What to ask your carrier
- Do you have the original signed POD, with timestamp and OS&D notation?
- What is your POD retention policy and how do I request copies?
- Can you provide photo evidence of the delivery?
- What is the driver-side signature requirement on your PODs?
What we can't tell from the bill alone
Invoice line items do not show POD quality. A freight bill tells you what the carrier is charging; it does not tell you whether the corresponding POD will hold up under dispute. To pursue a claim or damage recovery 90 days after delivery, you need 4 documents in hand: the original POD, the BOL, the OS&D inspection record (if any was created), and the carrier's chain-of-custody log.
Without those, the carrier's "clean delivery" presumption usually wins. That presumption is built into most tariffs and into the standard Carmack Amendment framework that governs interstate carrier liability — and overcoming it requires affirmative evidence from the shipper side, not just an unhappy phone call.
How Eller Audit handles this
We do not audit PODs directly — we audit the disputes that PODs would have made winnable. When a POD is incomplete and a related claim is on the table, we flag the operational gap so it does not happen again on the next 100 shipments. When a damage or shortage claim was lost on POD evidence, we work with shippers on tighter receiver protocols and on whether any portion of the loss is recoverable through alternative theories (concealed damage, photo evidence, weight verification at origin).
Frequently asked questions
How long should I keep PODs?
At minimum 3 years; 5 to cover most audit-dispute windows. A digital archive is fine — most carriers issue digital PODs (DPOD) now and they have the same legal weight as paper. The key is making the archive searchable by PRO number, BOL number, and delivery date so you can pull the right document fast when a dispute opens.
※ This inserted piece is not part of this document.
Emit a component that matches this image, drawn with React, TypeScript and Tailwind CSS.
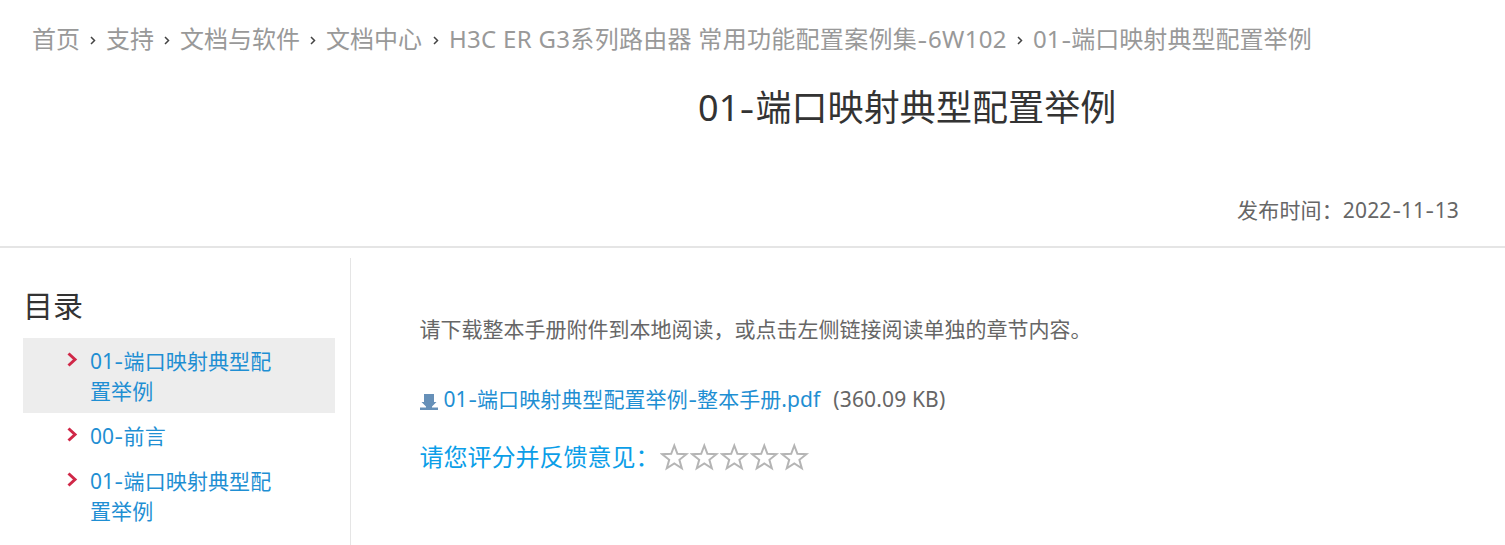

Is a digital POD legally binding?
Yes. Most carriers issue Digital Proof of Delivery (DPOD) documents now, and they carry the same legal weight as paper documents under the federal E-SIGN Act and state UETA statutes, provided the signature and timestamp are captured at the point of delivery.
What if the POD is missing or the carrier can't produce it?
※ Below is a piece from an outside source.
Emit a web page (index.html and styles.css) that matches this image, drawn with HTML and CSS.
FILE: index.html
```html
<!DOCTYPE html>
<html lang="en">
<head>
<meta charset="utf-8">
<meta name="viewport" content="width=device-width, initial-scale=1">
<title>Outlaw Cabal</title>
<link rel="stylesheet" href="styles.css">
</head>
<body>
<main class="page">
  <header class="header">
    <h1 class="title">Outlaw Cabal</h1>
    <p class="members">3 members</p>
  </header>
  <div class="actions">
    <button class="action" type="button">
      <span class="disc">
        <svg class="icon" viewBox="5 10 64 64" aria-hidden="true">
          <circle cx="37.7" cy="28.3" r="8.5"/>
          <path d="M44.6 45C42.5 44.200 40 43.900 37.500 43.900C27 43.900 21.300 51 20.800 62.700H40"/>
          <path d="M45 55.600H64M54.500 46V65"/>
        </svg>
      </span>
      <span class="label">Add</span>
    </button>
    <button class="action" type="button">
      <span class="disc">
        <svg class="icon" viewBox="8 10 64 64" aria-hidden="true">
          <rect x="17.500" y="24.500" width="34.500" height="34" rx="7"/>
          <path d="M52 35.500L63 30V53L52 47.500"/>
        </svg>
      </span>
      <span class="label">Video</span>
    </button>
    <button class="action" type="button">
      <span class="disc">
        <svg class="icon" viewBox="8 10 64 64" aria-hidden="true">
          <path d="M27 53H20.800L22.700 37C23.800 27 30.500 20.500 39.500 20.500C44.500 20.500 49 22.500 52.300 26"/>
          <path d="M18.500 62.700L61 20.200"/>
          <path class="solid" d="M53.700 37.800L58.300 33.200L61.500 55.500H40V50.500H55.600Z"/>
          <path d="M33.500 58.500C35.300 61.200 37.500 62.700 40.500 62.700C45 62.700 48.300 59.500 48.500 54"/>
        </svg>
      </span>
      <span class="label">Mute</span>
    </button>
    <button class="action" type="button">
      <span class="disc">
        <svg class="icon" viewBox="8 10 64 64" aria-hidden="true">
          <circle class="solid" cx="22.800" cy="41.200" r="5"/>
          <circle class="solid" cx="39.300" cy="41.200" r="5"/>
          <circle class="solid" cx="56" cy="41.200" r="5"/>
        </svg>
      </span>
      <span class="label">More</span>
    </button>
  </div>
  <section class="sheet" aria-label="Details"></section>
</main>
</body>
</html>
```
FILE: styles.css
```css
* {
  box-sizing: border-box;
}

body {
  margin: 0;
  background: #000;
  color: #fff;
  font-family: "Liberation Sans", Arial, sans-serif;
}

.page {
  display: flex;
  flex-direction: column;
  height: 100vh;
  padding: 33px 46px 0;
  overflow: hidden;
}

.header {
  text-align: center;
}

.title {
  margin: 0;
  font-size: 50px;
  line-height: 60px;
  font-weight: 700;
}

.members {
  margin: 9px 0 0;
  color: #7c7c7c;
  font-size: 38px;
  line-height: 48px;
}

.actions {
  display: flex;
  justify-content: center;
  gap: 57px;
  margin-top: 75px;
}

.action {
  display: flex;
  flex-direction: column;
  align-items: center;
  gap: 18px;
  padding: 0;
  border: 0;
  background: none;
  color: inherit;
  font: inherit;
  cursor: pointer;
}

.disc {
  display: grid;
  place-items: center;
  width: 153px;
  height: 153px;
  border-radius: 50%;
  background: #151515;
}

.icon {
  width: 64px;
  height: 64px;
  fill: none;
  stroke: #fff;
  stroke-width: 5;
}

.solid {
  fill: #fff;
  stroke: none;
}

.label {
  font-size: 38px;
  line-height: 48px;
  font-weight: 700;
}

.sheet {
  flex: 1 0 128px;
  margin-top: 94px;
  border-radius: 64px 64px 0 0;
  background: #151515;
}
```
You can often dispute the entire freight charge under "no proof of delivery." The carrier carries the burden of proof to show that goods were delivered; if they cannot produce a signed POD on request, the freight charge itself becomes contestable. Send the dispute in writing and reference the missing POD by PRO number.
Can I dispute a damage claim 6 months later if the POD is clean?
Hard but not impossible. Concealed damage paired with photo evidence and a signed receiver affidavit sometimes wins. Carriers default to "clean POD equals clean delivery," so the burden shifts to the shipper to prove the damage existed at the time of delivery — and the longer the gap, the harder that proof becomes.